The 2009 year brought major changes that are still in force today: the Department regained its independence and its final premises on Hudcova Street (The Jiří Gruša House). In 2015, the collection of large estates of exiled and samizdat authors, not restricted to Moravian context or origin, was separated as the present-day Anti-Totalitarian Cultural History Department.  Abundant exhibition activities have been renewed, cooperation with the Memorial of National Literature in Prague, the Institute for Czech Literature of the Czech Academy of Sciences and Masaryk University has been re-established. Among the researchers are students of universities and secondary schools, our material is often part of exhibitions of other institutions at home and abroad, traditional cooperation with the media continues and contact with the public is increasing (lectures, competitions, series of talks and literary programmes). In 2013, the first permanent exhibition space was opened: the exhibition Corpus Litterarum. Traces of Literature Not Only in Moravian History; our exhibitions also focus on the link between literature and visual arts. Professional publishing activity has increased. Today's employees deal with literature and journalism from the second half of the 19th century to the 20th century, also with the contacts of Czech culture with German culture and the field of comics. The bookbinding workshop, founded in the late 1960s, remains part of the department.

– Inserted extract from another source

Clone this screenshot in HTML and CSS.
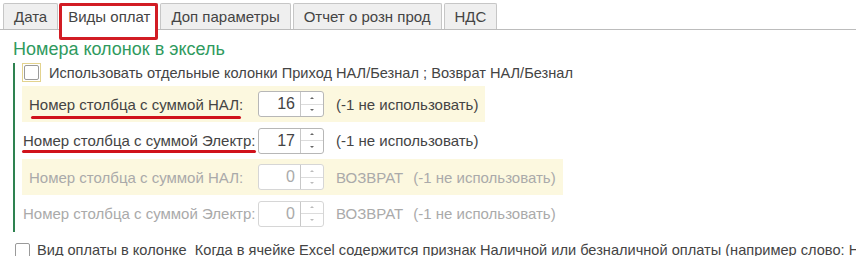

The Literary History Department now manages over 100,000 collection items (manuscripts, correspondence, personal documents, photographs, negatives, audiovisual records, paintings, busts, coins, postage stamps, personal items of authors), a reference library of over 25,000 volumes (specialist monographs, periodicals, fiction) and an extensive scrapbook archive. It has built up its prestige and maintained continuity. The legacy of the competence and enthusiasm of its founders is a heritage that obliges.